Students, parents and advocates are demanding the city safeguard the entrance exam for its eight elite, specialized high schools ahead of a crucial vote next week which could decide whether the test gets torpedoed.
The Specialized High Schools Admission Test is the only entrance criteria used for top schools like Bronx High School of Science; Stuyvesant; Brooklyn Tech and others, but if the city’s Panel for Educational Policy doesn’t approve a new five-year, $17 million contract with education company Pearson, the test could be scrapped.
The deal is set to be voted on at next week’s PEP meeting after being repeatedly postponed. If approved, the test could be given digitally, but if it’s rejected there may be no exam next year for the freshman classes of 2026, exam proponents said.
“If the SHSAT [contract] does not get renewed, all the seventh-graders who want to go to these schools are out of luck,” Phoebe Gerber, a seventh-grader at PS 334 on the Upper West Side, said at a public meeting on Wednesday where speakers poured out to support the exam.
“I have toured many of these specialized high schools and have fallen in love with them, just like a lot of other seventh graders,” she added.
Proponents of the merit-based exam and admissions process fear the contract vote is a back-door way for woke critics of the controversial test, which is required by law for entrance into some of the elite schools, to finally kill it.
Opponents of the test point to a lack of Black and Latino representation within the eight specialized schools. Last year, only 4.5% of offers went to Black students and 7.6% to Latino students, according to city data. Some also argue that pricey test prep is out of reach for low-income families.
Gavin Healy, a parent and member of the Community Education Council for District 2 in Manhattan, argued Wednesday, “It’s a system that will always reward those with more resources, forcing disadvantaged students to pay a burdensome, regressive tax to test prep.”

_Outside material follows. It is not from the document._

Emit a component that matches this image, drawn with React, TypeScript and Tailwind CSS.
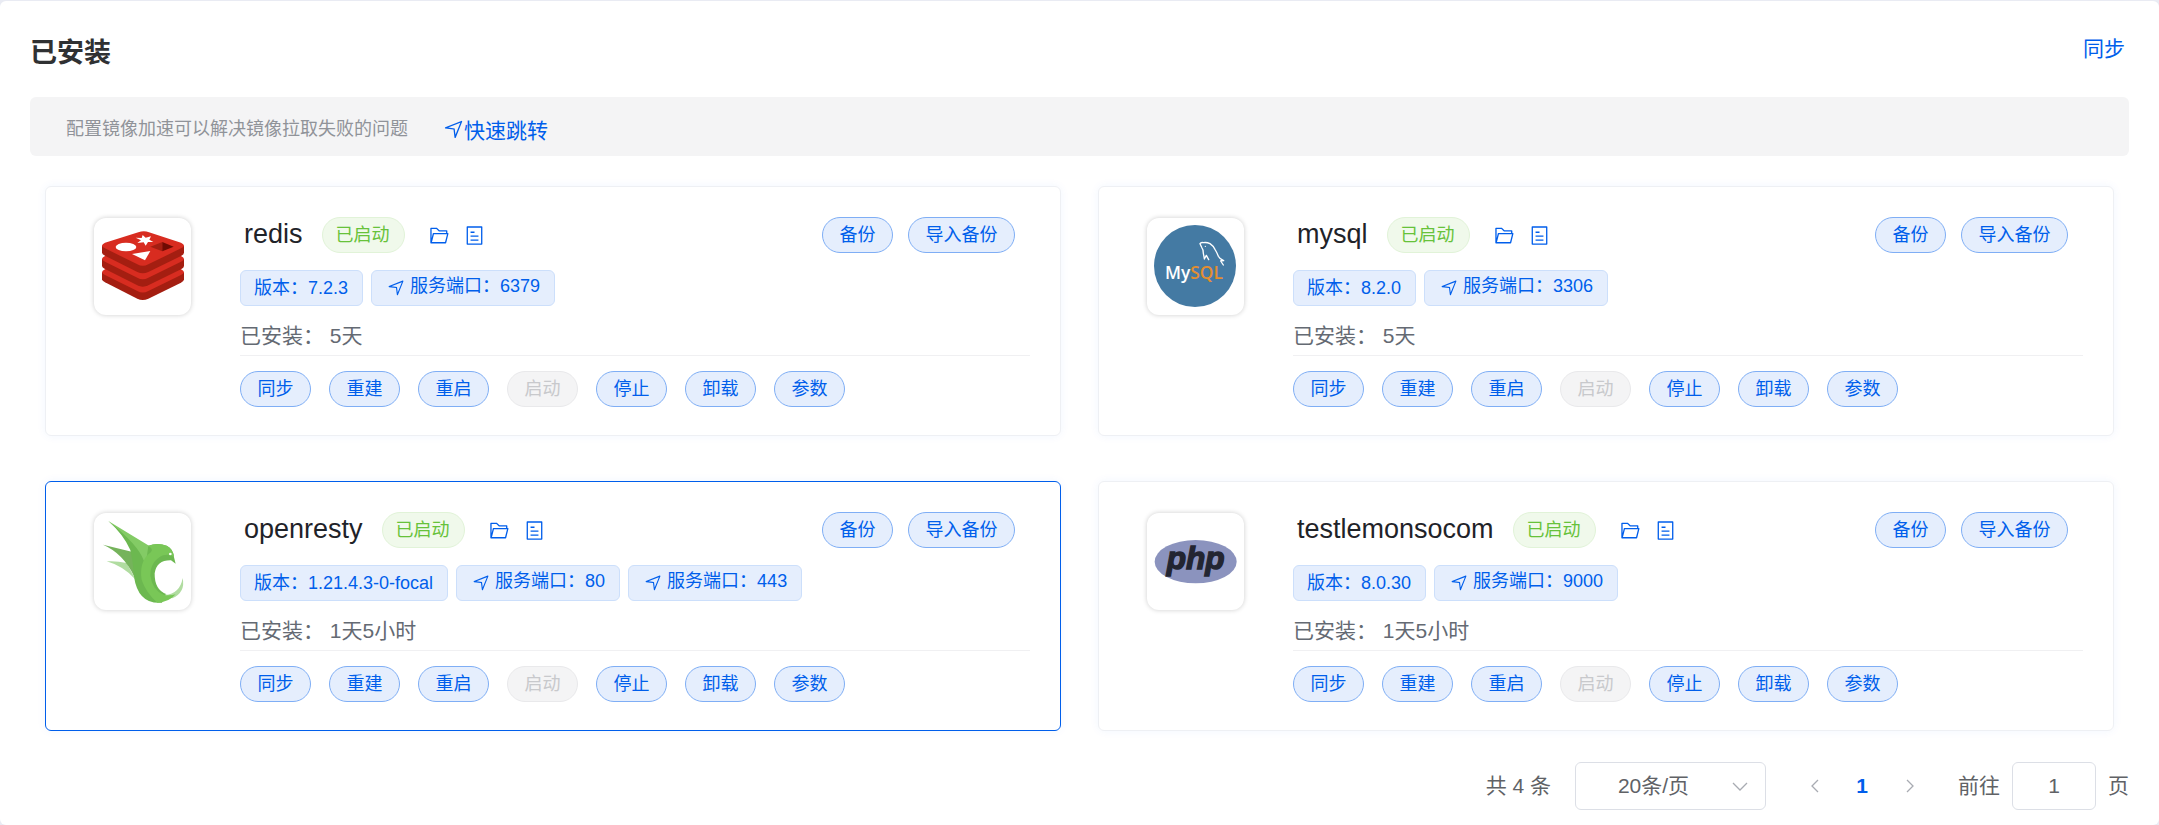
import React from 'react'

type App = {
  name: string
  version: string
  ports: number[]
  installed: string
  active?: boolean
  logo: React.ReactNode
}

const RedisLogo = () => (
  <svg viewBox="27 24 291 291" className="size-full" aria-hidden="true">
    {[80, 40, 0].map((dy) => (
      <g key={dy} transform={`translate(0 ${dy})`}>
        <path fill="#a41e11" d="M51 107V128Q51 132 60 137L157 186Q173 194 190 186L288 138Q297 133 297 128V107Z" />
        <path fill="#d82c20" d="M51 107Q51 102 60 98L160 67Q177 60 192 67L288 98Q297 102 297 107Q297 111 288 115L190 163Q173 172 157 163L60 115Q51 111 51 107Z" />
      </g>
    ))}
    <path fill="#fff" d="M173 75L182 83L198 79L193 89L205 96L189 96L182 107L176 97L157 99L168 91L152 83L170 84Z" />
    <ellipse fill="#fff" cx="123" cy="111" rx="31" ry="13" />
    <path fill="#fff" d="M141 132L196 123L180 151Z" />
    <path fill="#a41e11" d="M196 110L232 96V124Z" />
    <path fill="#6f0b03" d="M232 96L266 110L232 124Z" />
  </svg>
)

const MysqlLogo = () => (
  <svg viewBox="24 24 291 291" className="size-full" role="img" aria-label="MySQL">
    <circle cx="168" cy="168" r="123" fill="#447aa3" />
    <text x="78" y="207" fontSize="52" fontWeight="600" fontFamily="'Open Sans', sans-serif" fill="#fff">
      My<tspan fill="#e48e2f">SQL</tspan>
    </text>
    <path fill="none" stroke="#fff" strokeWidth="4" strokeLinejoin="round" strokeLinecap="round"
      d="M196 147Q195 139 193 130Q193 118 188 112L183 101Q186 96 193 98Q203 96 213 101Q225 109 229 120Q235 130 238 139Q241 146 254 152L245 153L253 165M196 147L202 136L209 149M254 152L247 151" />
    <circle cx="199" cy="109" r="2" fill="#fff" />
  </svg>
)

const OpenrestyLogo = () => (
  <svg viewBox="27 24 291 291" className="size-full" aria-hidden="true">
    <path fill="#b0dca0" d="M65 169Q95 167 125 174L152 224Q115 183 65 169Z" />
    <path fill="#75b35b" d="M54 119L140 140L165 205L148 215Q115 145 54 119Z" />
    <path fill="#83cb65" d="M70 48L192 122L215 150L178 185L130 115Q105 78 70 48Z" />
    <path fill="#6cb850" d="M70 48Q160 120 176 166L190 200L232 293Q160 300 147 215Q144 170 136 135Q115 88 70 48Z" />
    <path fill="#b0dca0" d="M293 219Q302 262 262 280L240 270Q285 266 293 219Z" />
    <path fill="#6cb850" d="M190 122Q218 112 245 122Q266 132 267 157L272 176L258 166Q215 165 209 205Q208 255 245 268L225 275L180 195Z" />
    <path fill="#79c757" d="M188 123Q218 112 245 122Q263 130 267 156Q254 145 234 151Q196 168 196 212Q202 255 236 269Q254 273 272 268Q250 293 217 293Q184 265 170 225Q162 175 190 148Q212 133 188 123Z" />
    <circle cx="256" cy="147" r="4" fill="#fff" />
  </svg>
)

const PhpLogo = () => (
  <svg viewBox="24 24 291 291" className="size-full" role="img" aria-label="php">
    <ellipse cx="170" cy="170" rx="123" ry="65" fill="#8b93be" />
    <text x="83" y="192" fontSize="95" fontWeight="700" fontStyle="italic" fontFamily="'Liberation Sans', Arial, sans-serif" fill="#232531" stroke="#232531" strokeWidth="4">
      php
    </text>
  </svg>
)

const PositionIcon = ({ className }: { className: string }) => (
  <svg viewBox="0 0 1024 1024" fill="currentColor" className={className} aria-hidden="true">
    <path d="m249.6 417.088 319.744 43.072 39.168 310.272L845.12 178.88zm-129.024 47.168a32 32 0 0 1-7.68-61.44l777.792-311.04a32 32 0 0 1 41.6 41.6l-310.336 775.68a32 32 0 0 1-61.44-7.808L512 516.992z" />
  </svg>
)

const FolderIcon = () => (
  <svg viewBox="0 0 1024 1024" fill="currentColor" className="size-[21px]" aria-hidden="true">
    <path d="M878.08 448H241.92l-96 384h636.16zM832 384v-64H485.76L357.504 192H128v448l57.92-231.744A32 32 0 0 1 216.96 384zm-24.96 512H96a32 32 0 0 1-32-32V160a32 32 0 0 1 32-32h287.872l128.384 128H864a32 32 0 0 1 32 32v96h23.04a32 32 0 0 1 31.04 39.744l-112 448A32 32 0 0 1 807.04 896" />
  </svg>
)

const TicketsIcon = () => (
  <svg viewBox="0 0 1024 1024" fill="currentColor" className="size-[21px]" aria-hidden="true">
    <path d="M192 128v768h640V128zm-32-64h704a32 32 0 0 1 32 32v832a32 32 0 0 1-32 32H160a32 32 0 0 1-32-32V96a32 32 0 0 1 32-32m160 448h384v64H320zm0-192h192v64H320zm0 384h384v64H320z" />
  </svg>
)

const apps: App[] = [
  { name: 'redis', version: '7.2.3', ports: [6379], installed: '5天', logo: <RedisLogo /> },
  { name: 'mysql', version: '8.2.0', ports: [3306], installed: '5天', logo: <MysqlLogo /> },
  { name: 'openresty', version: '1.21.4.3-0-focal', ports: [80, 443], installed: '1天5小时', active: true, logo: <OpenrestyLogo /> },
  { name: 'testlemonsocom', version: '8.0.30', ports: [9000], installed: '1天5小时', logo: <PhpLogo /> },
]

const actions = ['同步', '重建', '重启', '启动', '停止', '卸载', '参数']

const RoundButton: React.FC<{ wide?: boolean; disabled?: boolean; children: React.ReactNode }> = ({ wide, disabled, children }) => (
  <button
    type="button"
    disabled={disabled}
    className={`flex h-9 shrink-0 items-center justify-center rounded-full border text-lg leading-none ${wide ? 'w-[107px]' : 'w-[71px]'} ${
      disabled ? 'border-[#e9e9eb] bg-[#f4f4f5] text-[#c8c9cc]' : 'border-[#7faef5] bg-[#e5eefd] text-[#005eeb]'
    }`}
  >
    {children}
  </button>
)

const AppCard: React.FC<{ app: App }> = ({ app }) => (
  <article
    className={`flex rounded-md border pt-[30px] pr-[30px] pb-7 pl-12 shadow-[0_0_10px_rgba(0,94,235,0.06)] ${
      app.active ? 'border-[#005eeb]' : 'border-[#eef0f4]'
    }`}
  >
    <div className="mt-px size-[97px] shrink-0 rounded-xl shadow-[0_0_5px_rgba(0,0,0,0.2)]">{app.logo}</div>
    <div className="ml-[49px] min-w-0 flex-1">
      <div className="flex items-center pr-[15px]">
        <h2 className="pb-px pl-1 text-[27px] leading-[35px] text-[#1f2329]">{app.name}</h2>
        <span className="ml-[19px] flex h-9 items-center rounded-full border border-[#e1f3d8] bg-[#f0f9eb] pr-[14px] pl-[13px] text-lg leading-none text-[#67c23a]">
          已启动
        </span>
        <button type="button" aria-label="打开目录" className="ml-6 text-[#005eeb]">
          <FolderIcon />
        </button>
        <button type="button" aria-label="日志" className="ml-[14px] text-[#005eeb]">
          <TicketsIcon />
        </button>
        <div className="ml-auto flex gap-[15px]">
          <RoundButton>备份</RoundButton>
          <RoundButton wide>导入备份</RoundButton>
        </div>
      </div>
      <div className="mt-[17px] flex gap-2 text-lg leading-none text-[#005eeb]">
        <span className="flex h-9 items-center rounded-md border border-[#ccdffb] bg-[#e5eefd] pr-[14px] pl-[13px]">版本：{app.version}</span>
        {app.ports.map((port) => (
          <button key={port} type="button" className="flex h-9 items-center rounded-md border border-[#ccdffb] bg-[#e5eefd] pr-[14px] pl-[15px]">
            <PositionIcon className="size-[18px]" />
            <span className="ml-[5px] pb-1">服务端口：{port}</span>
          </button>
        ))}
      </div>
      <p className="mt-[13px] border-b border-[#f0f0f2] pb-[2px] text-[21px] leading-[34px] text-[#646a73]">已安装： {app.installed}</p>
      <div className="mt-[15px] flex gap-[18px]">
        {actions.map((action) => (
          <RoundButton key={action} disabled={action === '启动'}>
            {action}
          </RoundButton>
        ))}
      </div>
    </div>
  </article>
)

export default function App() {
  return (
    <div className="flex min-h-screen flex-col bg-[#e9ebf3] pt-px font-['Liberation_Sans','Noto_Sans_CJK_SC',sans-serif]">
      <main className="flex-1 rounded-md bg-white px-[30px] pt-8 pb-[14px]">
        <header className="flex items-start justify-between">
          <h1 className="text-[27px] leading-10 font-bold text-[#303133]">已安装</h1>
          <button type="button" className="mr-1 text-[21px] leading-8 text-[#005eeb]">同步</button>
        </header>

        <div className="mt-6 flex h-[59px] items-center rounded-md bg-[#f4f4f5] pt-[5px] pl-9 text-lg text-[#909399]">
          <span>配置镜像加速可以解决镜像拉取失败的问题</span>
          <a href="#" className="ml-[35px] flex items-center pt-1 text-[21px] leading-8 text-[#005eeb]">
            <PositionIcon className="mb-1 size-[21px]" />
            快速跳转
          </a>
        </div>

        <section className="mx-[15px] mt-[30px] grid grid-cols-2 gap-x-[37px] gap-y-[45px]">
          {apps.map((app) => (
            <AppCard key={app.name} app={app} />
          ))}
        </section>

        {/* Pagination */}
        <nav className="mt-[31px] flex h-12 items-center justify-end text-[21px] text-[#606266]">
          <span>共 4 条</span>
          <div className="relative ml-6">
            <select aria-label="每页条数" className="h-12 w-[191px] appearance-none rounded-md border border-[#dcdfe6] bg-white pr-[34px] [text-align-last:center]">
              <option>20条/页</option>
            </select>
            <svg viewBox="0 0 16 9" className="pointer-events-none absolute top-5 right-[18px] h-[9px] w-4" fill="none" stroke="#a8abb2" strokeWidth="1.3" aria-hidden="true">
              <path d="M1 1l7 7 7-7" />
            </svg>
          </div>
          <button type="button" aria-label="上一页" disabled className="ml-6 flex h-12 w-12 items-center justify-center">
            <svg viewBox="0 0 9 14" className="h-[14px] w-[9px]" fill="none" stroke="#a8abb2" strokeWidth="1.3" aria-hidden="true">
              <path d="M8 1L2 7l6 6" />
            </svg>
          </button>
          <button type="button" aria-current="page" className="h-12 w-12 font-bold text-[#005eeb]">1</button>
          <button type="button" aria-label="下一页" disabled className="flex h-12 w-12 items-center justify-center">
            <svg viewBox="0 0 9 14" className="h-[14px] w-[9px]" fill="none" stroke="#a8abb2" strokeWidth="1.3" aria-hidden="true">
              <path d="M1 1l6 6-6 6" />
            </svg>
          </button>
          <label className="ml-6 flex items-center gap-3">
            前往
            <input defaultValue="1" className="h-12 w-[84px] rounded-md border border-[#dcdfe6] text-center" />
            页
          </label>
        </nav>
      </main>
    </div>
  )
}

Other parents want to maintain the status quo and prevent anymore disruptions to an already complicated admissions process.
“Rejecting the contract, in my point of view, is akin to jumping out of an airplane without a parachute and hoping that before we land we’re able to find a solution,” said Melih Onvural, a parent of three public schools students hoping to get into the crown-jewel high schools.
“Does the system have flaws? Yes. Does the contract have flaws? Yes,” he added. “But my ask of the committee is to separate dreams of a test free world from this contract renewal.”
Tom Sheppard, a PEP member, told Gothamist that his opposition to the test is an “equity issue.”
Panel chair Gregory Faulkner, however, has reportedly said he doesn’t “have a problem with having an exam” and is “confident the panel is going to arrive at a good decision.”
At a town hall on Thursday, schools Chancellor Melissa Aviles-Ramos said the SHSAT process “is set forth by the state, and we will continue to abide by that,” according to reports. “Anything that changes in the future, we’ll abide by that too.”
Members of the City Council’s Common Sense Caucus rallied in support of the new contract on Thursday.
“Students who take the SHSAT are not rich kids who can afford private tutors but come from hardworking, low and middle class families,” Councilwoman Susan Zhuang (D-Brooklyn) said in a statement.
“This test is a lifeline for underrepresented and low-income immigrant students to gain access to some of the best public high schools in the country,” she said.
Bronx Rep. Ritchie Torres also joined the calls.
“I have a simple message for PEP,” he said in a video posted on X. “Stop politicizing the SHSAT, stop polarizing the people of New York, and start focusing on fundamentally improving the system as a whole.”